O que surpreende muito gratamente na “Insurreição dos signos” é a capacidade de gerar tanto associações semânticas e conceituais como imagens poéticas que, no seu conjunto, parecem contar uma história com diferentes estruturas (poemas com estruturas de peça de teatro, susceptíveis de serem encenados, poemas com estruturas musicais, que podem ser cantados, e poemas que mais parecem epitáfios) e registos (humor, crítica social, pesquisa lexical, endogeneidade artística e cultural, caos e revolução, tradição e irreverência, racionalidade e loucura, boémia e contenção) que, entrelaçados, participam da recriação das palavras e da estruturação de um poemário em verso livre.
“Insurreição dos signos” é um livro dúctil, com uma estrutura curiosa, tanto porque os títulos aparecem no fim dos poemas, como porque, – é uma opção a não descartar-, o livro pode ser lido tanto da primeira à última página como no sentido inverso.

Além do mais, é um livro cheio de neologismos: o autor não se coíbe de criar novas palavras por aglutinação e ou justaposição (brincandando, shomício, deusdiabo, caminhandando, azulpreta, vagueanda, aguiacorvos, procurandando, pedracaminho, escrevandando, passeandam, kizombandando ) e ou por fragmentação ( dis para, surreal idade, mani(pulando), interroga acção) enfatizando, em todos os casos, o dinamismo da vida.
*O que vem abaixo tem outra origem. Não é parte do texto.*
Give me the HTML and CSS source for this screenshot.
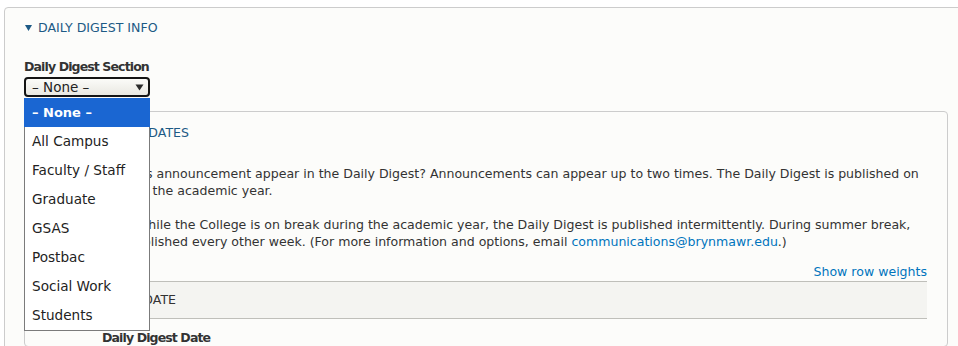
FILE: index.html
```html
<!DOCTYPE html>
<html>
<head>
<meta charset="utf-8">
<title>Daily Digest Info</title>
<link rel="stylesheet" href="styles.css">
</head>
<body>
<div class="outer">
  <div class="legend">
    <svg class="tri" width="7" height="6" viewBox="0 0 7 6"><path d="M0 0H7L3.5 6Z"/></svg>
    <span>Daily Digest Info</span>
  </div>
  <div class="field">
    <div class="label">Daily Digest Section</div>
    <div class="select-wrap">
      <div class="select">
        <span>– None –</span>
        <svg class="arrow" width="9" height="7" viewBox="0 0 9 7"><path d="M0.5 0.5H8.5L4.5 6.5Z"/></svg>
      </div>
      <ul class="menu">
        <li class="opt active">– None –</li>
        <li class="opt">All Campus</li>
        <li class="opt">Faculty / Staff</li>
        <li class="opt">Graduate</li>
        <li class="opt">GSAS</li>
        <li class="opt">Postbac</li>
        <li class="opt">Social Work</li>
        <li class="opt">Students</li>
      </ul>
    </div>
  </div>
  <div class="inner">
    <div class="legend">
      <svg class="tri" width="7" height="6" viewBox="0 0 7 6"><path d="M0 0H7L3.5 6Z"/></svg>
      <span>Daily Digest Dates</span>
    </div>
    <div class="desc">
      <p>When should this announcement appear in the Daily Digest? Announcements can appear up to two times. The Daily Digest is published on weekdays within the academic year.</p>
      <p><strong>Please note:</strong> While the College is on break during the academic year, the Daily Digest is published intermittently. During summer break, the Digest is published every other week. (For more information and options, email <a href="#">communications@brynmawr.edu</a>.)</p>
    </div>
    <div class="weights"><a href="#">Show row weights</a></div>
    <table class="dates">
      <thead>
        <tr><th>Daily Digest Date</th></tr>
      </thead>
      <tbody>
        <tr><td><div class="row-label">Daily Digest Date</div></td></tr>
      </tbody>
    </table>
  </div>
</div>
</body>
</html>
```

FILE: styles.css
```css
html, body {
  margin: 0;
  padding: 0;
  background: #ffffff;
  overflow: hidden;
}

body {
  font-family: "DejaVu Sans", Verdana, sans-serif;
  font-size: 12.55px;
  line-height: 17px;
  color: #333333;
  height: 346px;
}

.outer {
  margin: 7px -30px 0 4px;
  border: 1px solid #cccccc;
  border-radius: 4px;
  background: #fcfcfa;
  padding: 11px 0 40px 19px;
}

.legend {
  display: flex;
  align-items: center;
  gap: 6px;
  text-transform: uppercase;
  color: #1d5a85;
  height: 17px;
}

.legend .tri {
  fill: #1d5a85;
  display: block;
  margin-left: 1px;
}

.field {
  margin-top: 22px;
}

.label {
  font-weight: bold;
  letter-spacing: -0.9px;
  color: #333333;
}

.select-wrap {
  position: relative;
  margin-top: 2px;
  width: 126px;
}

.select {
  box-sizing: border-box;
  height: 20px;
  width: 126px;
  border: 2px solid #141414;
  border-radius: 4px;
  background: linear-gradient(to bottom, #fbfbf8, #e9e8e2);
  display: flex;
  align-items: center;
  justify-content: space-between;
  padding: 0 4px 0 6px;
  font-size: 13.5px;
  line-height: 16px;
  color: #222222;
}

.select .arrow {
  fill: #2a2a2a;
  display: block;
}

.menu {
  position: absolute;
  left: 0;
  top: 21px;
  width: 126px;
  box-sizing: border-box;
  margin: 0;
  padding: 0;
  list-style: none;
  background: #ffffff;
  border: 1px solid #7b7b7b;
  border-top: none;
  z-index: 10;
}

.opt {
  height: 29px;
  line-height: 29px;
  padding-left: 7px;
  font-size: 13.6px;
  color: #222222;
  white-space: nowrap;
}

.opt.active {
  background: #1a66d2;
  color: #ffffff;
  font-weight: bold;
  font-size: 13px;
  margin: 0 -1px;
  padding-left: 8px;
}

.inner {
  margin-top: 14px;
  width: 924px;
  box-sizing: border-box;
  border: 1px solid #cccccc;
  border-radius: 4px;
  background: #fcfcfa;
  padding: 12px 20px 0 19px;
}

.inner .legend .tri {
  margin-left: 2px;
}

.desc {
  margin-top: 24px;
}

.desc p {
  margin: 0 0 17px 0;
}

.desc p:last-child {
  margin-bottom: 0;
}

a {
  color: #0074bd;
  text-decoration: none;
}

.weights {
  margin-top: 13px;
  margin-bottom: 1px;
  text-align: right;
}

.dates {
  width: 100%;
  border-collapse: collapse;
}

.dates th {
  text-align: left;
  font-weight: normal;
  text-transform: uppercase;
  background: #f4f4f1;
  border-top: 1px solid #bfbfba;
  border-bottom: 1px solid #bfbfba;
  padding: 9px 12px 10px 10px;
  color: #333333;
}

.dates td {
  padding: 10px 0 0 58px;
}

.row-label {
  font-weight: bold;
  letter-spacing: -0.9px;
}
```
Rigorosamente falando, a esta “insurreição dos signos” propugnada por Hélder Simbad corresponde, também, uma insurreição dos significados e do perfil dos leitores e, por conseguinte, é reflexo de uma revolução ou disrupção maior que podemos verificar, nos últimos anos, na arte, na política, na sociedade e na cultura angolana, resultado, por um lado, do desfuncionamento do sistema de ensino, da despudorada exibição do semianalfabetismo e, por outro, do acesso às tecnologias de informação e da normalização de novos padrões da escrita, produto do surgimento da linguagem por vezes geringonça, própria da rapidez e síntese da comunicação instântanea.

No entanto, a “Insurreição dos signos”, de Hélder Simbad, evita a atrofia e as incorrecções mundanas da escrita de sobrevivência e do desespero que tem medo de ser excluída das transformações da era digital e da Internet para, no seu caso, inscrever-se duma démarche construída com ofício, burilada com critério e reflectindo um espírito livre e experimentalista.

A liberdade criativa de Hélder Simbad permite-lhe também procurar caminhos nunca ou pouco explorados, sem deixar de dar indicações claras de uma poesia madura, que não foge das principais problemáticas do homem e da sociedade angolanas de hoje e que, como faz questão de dar a entender no manifesto com que termina o livro, reflecte uma estratégia poética definida.
“Insurreição dos signos”, de Hélder Simbad, é, pois, expressão da rebelião social que traz à literatura, especificamente à poesia, a revolta das palavras que resultam da transumância delas do âmbito underground à uma nova jurisdição da fala que mostra, também, a da nossa realidade, que se modifica com a mesma facilidade que a ductilidade de um acordeão desvairado.